§ WORK INSTRUCTIONS
Transcribe the whole listing without a single picture.

[Begin DATA SECTION]

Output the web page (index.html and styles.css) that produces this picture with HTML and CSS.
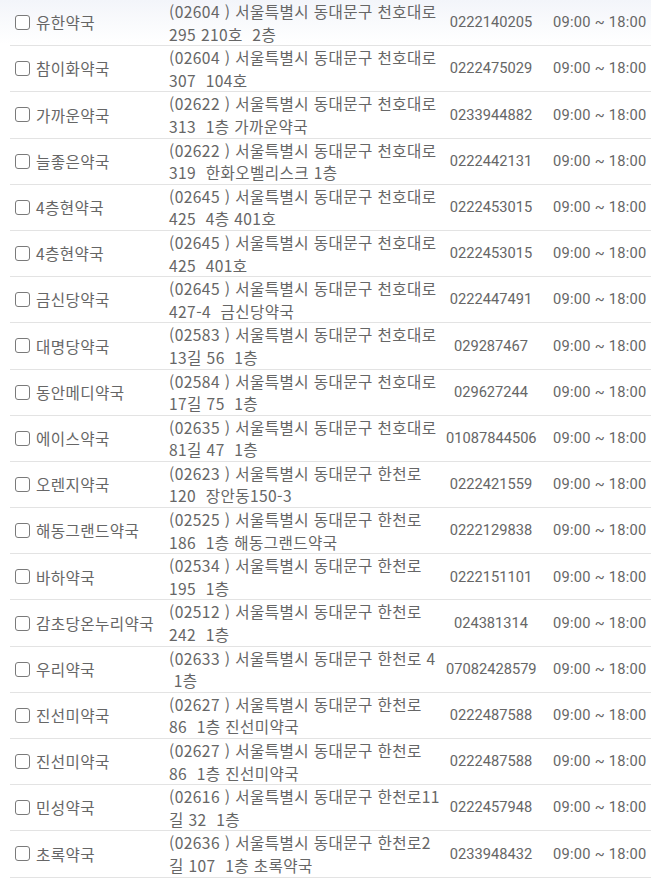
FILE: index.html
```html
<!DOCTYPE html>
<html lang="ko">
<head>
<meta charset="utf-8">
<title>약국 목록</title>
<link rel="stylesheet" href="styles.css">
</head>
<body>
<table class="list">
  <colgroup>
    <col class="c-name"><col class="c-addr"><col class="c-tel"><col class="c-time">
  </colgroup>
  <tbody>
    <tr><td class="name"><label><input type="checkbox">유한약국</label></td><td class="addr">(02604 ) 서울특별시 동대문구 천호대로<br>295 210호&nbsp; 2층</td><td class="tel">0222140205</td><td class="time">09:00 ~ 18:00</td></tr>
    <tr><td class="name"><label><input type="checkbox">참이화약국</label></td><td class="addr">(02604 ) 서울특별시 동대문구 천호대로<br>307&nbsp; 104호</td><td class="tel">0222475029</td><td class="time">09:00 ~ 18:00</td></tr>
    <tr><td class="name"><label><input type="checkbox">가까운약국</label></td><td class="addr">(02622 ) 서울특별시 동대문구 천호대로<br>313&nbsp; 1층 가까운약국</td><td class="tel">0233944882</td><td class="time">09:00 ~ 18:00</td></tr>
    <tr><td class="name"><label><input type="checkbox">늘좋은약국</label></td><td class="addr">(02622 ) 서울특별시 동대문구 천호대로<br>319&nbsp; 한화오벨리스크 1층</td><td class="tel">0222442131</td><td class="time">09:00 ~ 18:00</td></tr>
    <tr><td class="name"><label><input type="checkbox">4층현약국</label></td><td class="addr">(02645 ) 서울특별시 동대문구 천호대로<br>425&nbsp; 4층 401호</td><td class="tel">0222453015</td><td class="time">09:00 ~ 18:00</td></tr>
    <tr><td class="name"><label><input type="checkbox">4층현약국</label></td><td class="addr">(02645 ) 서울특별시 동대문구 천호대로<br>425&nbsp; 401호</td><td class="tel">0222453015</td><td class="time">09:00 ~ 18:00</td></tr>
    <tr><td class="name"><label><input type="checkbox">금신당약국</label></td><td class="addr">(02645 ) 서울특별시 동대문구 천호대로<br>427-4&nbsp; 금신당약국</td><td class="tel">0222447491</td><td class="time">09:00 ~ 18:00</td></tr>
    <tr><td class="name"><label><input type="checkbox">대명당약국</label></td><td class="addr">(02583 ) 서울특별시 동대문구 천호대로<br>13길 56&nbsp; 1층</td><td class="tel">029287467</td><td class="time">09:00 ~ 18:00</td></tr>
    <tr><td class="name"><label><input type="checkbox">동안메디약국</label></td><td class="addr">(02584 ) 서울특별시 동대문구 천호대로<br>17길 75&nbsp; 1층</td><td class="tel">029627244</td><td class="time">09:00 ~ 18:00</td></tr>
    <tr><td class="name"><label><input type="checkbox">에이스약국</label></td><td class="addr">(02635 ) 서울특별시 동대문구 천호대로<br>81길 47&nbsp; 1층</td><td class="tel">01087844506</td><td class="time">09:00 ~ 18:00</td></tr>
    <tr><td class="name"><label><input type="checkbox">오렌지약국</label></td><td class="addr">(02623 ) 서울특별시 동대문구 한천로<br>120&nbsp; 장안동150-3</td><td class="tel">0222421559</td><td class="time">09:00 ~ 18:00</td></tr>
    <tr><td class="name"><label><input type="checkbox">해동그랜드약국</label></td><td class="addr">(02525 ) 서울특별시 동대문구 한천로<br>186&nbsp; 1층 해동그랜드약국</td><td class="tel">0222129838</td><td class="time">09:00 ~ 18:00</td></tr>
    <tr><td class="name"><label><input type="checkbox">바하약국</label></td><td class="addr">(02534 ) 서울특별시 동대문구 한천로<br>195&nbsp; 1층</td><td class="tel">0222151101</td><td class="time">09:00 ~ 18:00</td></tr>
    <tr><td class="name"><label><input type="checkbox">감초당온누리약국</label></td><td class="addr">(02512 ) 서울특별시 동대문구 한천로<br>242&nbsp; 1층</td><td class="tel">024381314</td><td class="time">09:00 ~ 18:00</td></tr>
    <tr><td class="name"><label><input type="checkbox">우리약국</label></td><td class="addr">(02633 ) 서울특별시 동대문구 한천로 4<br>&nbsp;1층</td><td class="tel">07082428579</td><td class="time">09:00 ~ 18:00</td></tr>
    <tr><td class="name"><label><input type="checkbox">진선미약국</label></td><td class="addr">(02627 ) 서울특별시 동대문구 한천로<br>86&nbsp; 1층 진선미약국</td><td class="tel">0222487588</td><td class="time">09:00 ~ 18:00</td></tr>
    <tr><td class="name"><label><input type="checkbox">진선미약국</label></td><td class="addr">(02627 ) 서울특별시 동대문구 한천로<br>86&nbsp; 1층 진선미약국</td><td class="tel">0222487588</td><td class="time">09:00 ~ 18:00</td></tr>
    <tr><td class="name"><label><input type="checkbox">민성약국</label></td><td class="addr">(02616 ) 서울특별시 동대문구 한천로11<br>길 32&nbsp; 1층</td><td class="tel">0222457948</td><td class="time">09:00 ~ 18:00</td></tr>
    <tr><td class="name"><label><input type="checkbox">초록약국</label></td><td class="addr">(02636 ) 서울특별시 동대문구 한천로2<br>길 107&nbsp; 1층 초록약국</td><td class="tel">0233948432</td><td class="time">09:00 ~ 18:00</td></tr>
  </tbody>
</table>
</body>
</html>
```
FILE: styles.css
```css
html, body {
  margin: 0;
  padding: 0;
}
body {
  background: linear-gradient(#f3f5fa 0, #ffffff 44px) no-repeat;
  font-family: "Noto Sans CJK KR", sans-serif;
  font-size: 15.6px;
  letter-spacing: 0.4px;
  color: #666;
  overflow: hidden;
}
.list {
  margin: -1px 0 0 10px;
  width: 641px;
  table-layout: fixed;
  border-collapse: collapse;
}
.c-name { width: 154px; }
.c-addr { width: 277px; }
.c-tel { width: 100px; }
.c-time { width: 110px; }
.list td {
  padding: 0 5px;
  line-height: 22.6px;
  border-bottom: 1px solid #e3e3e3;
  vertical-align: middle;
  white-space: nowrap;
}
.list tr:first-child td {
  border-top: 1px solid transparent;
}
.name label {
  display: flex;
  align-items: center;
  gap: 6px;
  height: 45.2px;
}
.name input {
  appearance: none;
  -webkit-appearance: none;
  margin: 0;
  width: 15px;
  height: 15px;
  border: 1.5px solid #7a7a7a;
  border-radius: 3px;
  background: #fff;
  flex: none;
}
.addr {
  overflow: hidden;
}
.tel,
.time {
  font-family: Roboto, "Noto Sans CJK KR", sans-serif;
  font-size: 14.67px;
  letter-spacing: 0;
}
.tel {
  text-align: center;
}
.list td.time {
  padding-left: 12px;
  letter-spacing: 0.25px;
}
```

[End DATA SECTION]

§ COMPLETE RESPONSE
Output the web page (index.html and styles.css) that produces this picture with HTML and CSS.
FILE: index.html
```html
<!DOCTYPE html>
<html lang="ko">
<head>
<meta charset="utf-8">
<title>약국 목록</title>
<link rel="stylesheet" href="styles.css">
</head>
<body>
<table class="list">
  <colgroup>
    <col class="c-name"><col class="c-addr"><col class="c-tel"><col class="c-time">
  </colgroup>
  <tbody>
    <tr><td class="name"><label><input type="checkbox">유한약국</label></td><td class="addr">(02604 ) 서울특별시 동대문구 천호대로<br>295 210호&nbsp; 2층</td><td class="tel">0222140205</td><td class="time">09:00 ~ 18:00</td></tr>
    <tr><td class="name"><label><input type="checkbox">참이화약국</label></td><td class="addr">(02604 ) 서울특별시 동대문구 천호대로<br>307&nbsp; 104호</td><td class="tel">0222475029</td><td class="time">09:00 ~ 18:00</td></tr>
    <tr><td class="name"><label><input type="checkbox">가까운약국</label></td><td class="addr">(02622 ) 서울특별시 동대문구 천호대로<br>313&nbsp; 1층 가까운약국</td><td class="tel">0233944882</td><td class="time">09:00 ~ 18:00</td></tr>
    <tr><td class="name"><label><input type="checkbox">늘좋은약국</label></td><td class="addr">(02622 ) 서울특별시 동대문구 천호대로<br>319&nbsp; 한화오벨리스크 1층</td><td class="tel">0222442131</td><td class="time">09:00 ~ 18:00</td></tr>
    <tr><td class="name"><label><input type="checkbox">4층현약국</label></td><td class="addr">(02645 ) 서울특별시 동대문구 천호대로<br>425&nbsp; 4층 401호</td><td class="tel">0222453015</td><td class="time">09:00 ~ 18:00</td></tr>
    <tr><td class="name"><label><input type="checkbox">4층현약국</label></td><td class="addr">(02645 ) 서울특별시 동대문구 천호대로<br>425&nbsp; 401호</td><td class="tel">0222453015</td><td class="time">09:00 ~ 18:00</td></tr>
    <tr><td class="name"><label><input type="checkbox">금신당약국</label></td><td class="addr">(02645 ) 서울특별시 동대문구 천호대로<br>427-4&nbsp; 금신당약국</td><td class="tel">0222447491</td><td class="time">09:00 ~ 18:00</td></tr>
    <tr><td class="name"><label><input type="checkbox">대명당약국</label></td><td class="addr">(02583 ) 서울특별시 동대문구 천호대로<br>13길 56&nbsp; 1층</td><td class="tel">029287467</td><td class="time">09:00 ~ 18:00</td></tr>
    <tr><td class="name"><label><input type="checkbox">동안메디약국</label></td><td class="addr">(02584 ) 서울특별시 동대문구 천호대로<br>17길 75&nbsp; 1층</td><td class="tel">029627244</td><td class="time">09:00 ~ 18:00</td></tr>
    <tr><td class="name"><label><input type="checkbox">에이스약국</label></td><td class="addr">(02635 ) 서울특별시 동대문구 천호대로<br>81길 47&nbsp; 1층</td><td class="tel">01087844506</td><td class="time">09:00 ~ 18:00</td></tr>
    <tr><td class="name"><label><input type="checkbox">오렌지약국</label></td><td class="addr">(02623 ) 서울특별시 동대문구 한천로<br>120&nbsp; 장안동150-3</td><td class="tel">0222421559</td><td class="time">09:00 ~ 18:00</td></tr>
    <tr><td class="name"><label><input type="checkbox">해동그랜드약국</label></td><td class="addr">(02525 ) 서울특별시 동대문구 한천로<br>186&nbsp; 1층 해동그랜드약국</td><td class="tel">0222129838</td><td class="time">09:00 ~ 18:00</td></tr>
    <tr><td class="name"><label><input type="checkbox">바하약국</label></td><td class="addr">(02534 ) 서울특별시 동대문구 한천로<br>195&nbsp; 1층</td><td class="tel">0222151101</td><td class="time">09:00 ~ 18:00</td></tr>
    <tr><td class="name"><label><input type="checkbox">감초당온누리약국</label></td><td class="addr">(02512 ) 서울특별시 동대문구 한천로<br>242&nbsp; 1층</td><td class="tel">024381314</td><td class="time">09:00 ~ 18:00</td></tr>
    <tr><td class="name"><label><input type="checkbox">우리약국</label></td><td class="addr">(02633 ) 서울특별시 동대문구 한천로 4<br>&nbsp;1층</td><td class="tel">07082428579</td><td class="time">09:00 ~ 18:00</td></tr>
    <tr><td class="name"><label><input type="checkbox">진선미약국</label></td><td class="addr">(02627 ) 서울특별시 동대문구 한천로<br>86&nbsp; 1층 진선미약국</td><td class="tel">0222487588</td><td class="time">09:00 ~ 18:00</td></tr>
    <tr><td class="name"><label><input type="checkbox">진선미약국</label></td><td class="addr">(02627 ) 서울특별시 동대문구 한천로<br>86&nbsp; 1층 진선미약국</td><td class="tel">0222487588</td><td class="time">09:00 ~ 18:00</td></tr>
    <tr><td class="name"><label><input type="checkbox">민성약국</label></td><td class="addr">(02616 ) 서울특별시 동대문구 한천로11<br>길 32&nbsp; 1층</td><td class="tel">0222457948</td><td class="time">09:00 ~ 18:00</td></tr>
    <tr><td class="name"><label><input type="checkbox">초록약국</label></td><td class="addr">(02636 ) 서울특별시 동대문구 한천로2<br>길 107&nbsp; 1층 초록약국</td><td class="tel">0233948432</td><td class="time">09:00 ~ 18:00</td></tr>
  </tbody>
</table>
</body>
</html>
```
FILE: styles.css
```css
html, body {
  margin: 0;
  padding: 0;
}
body {
  background: linear-gradient(#f3f5fa 0, #ffffff 44px) no-repeat;
  font-family: "Noto Sans CJK KR", sans-serif;
  font-size: 15.6px;
  letter-spacing: 0.4px;
  color: #666;
  overflow: hidden;
}
.list {
  margin: -1px 0 0 10px;
  width: 641px;
  table-layout: fixed;
  border-collapse: collapse;
}
.c-name { width: 154px; }
.c-addr { width: 277px; }
.c-tel { width: 100px; }
.c-time { width: 110px; }
.list td {
  padding: 0 5px;
  line-height: 22.6px;
  border-bottom: 1px solid #e3e3e3;
  vertical-align: middle;
  white-space: nowrap;
}
.list tr:first-child td {
  border-top: 1px solid transparent;
}
.name label {
  display: flex;
  align-items: center;
  gap: 6px;
  height: 45.2px;
}
.name input {
  appearance: none;
  -webkit-appearance: none;
  margin: 0;
  width: 15px;
  height: 15px;
  border: 1.5px solid #7a7a7a;
  border-radius: 3px;
  background: #fff;
  flex: none;
}
.addr {
  overflow: hidden;
}
.tel,
.time {
  font-family: Roboto, "Noto Sans CJK KR", sans-serif;
  font-size: 14.67px;
  letter-spacing: 0;
}
.tel {
  text-align: center;
}
.list td.time {
  padding-left: 12px;
  letter-spacing: 0.25px;
}
```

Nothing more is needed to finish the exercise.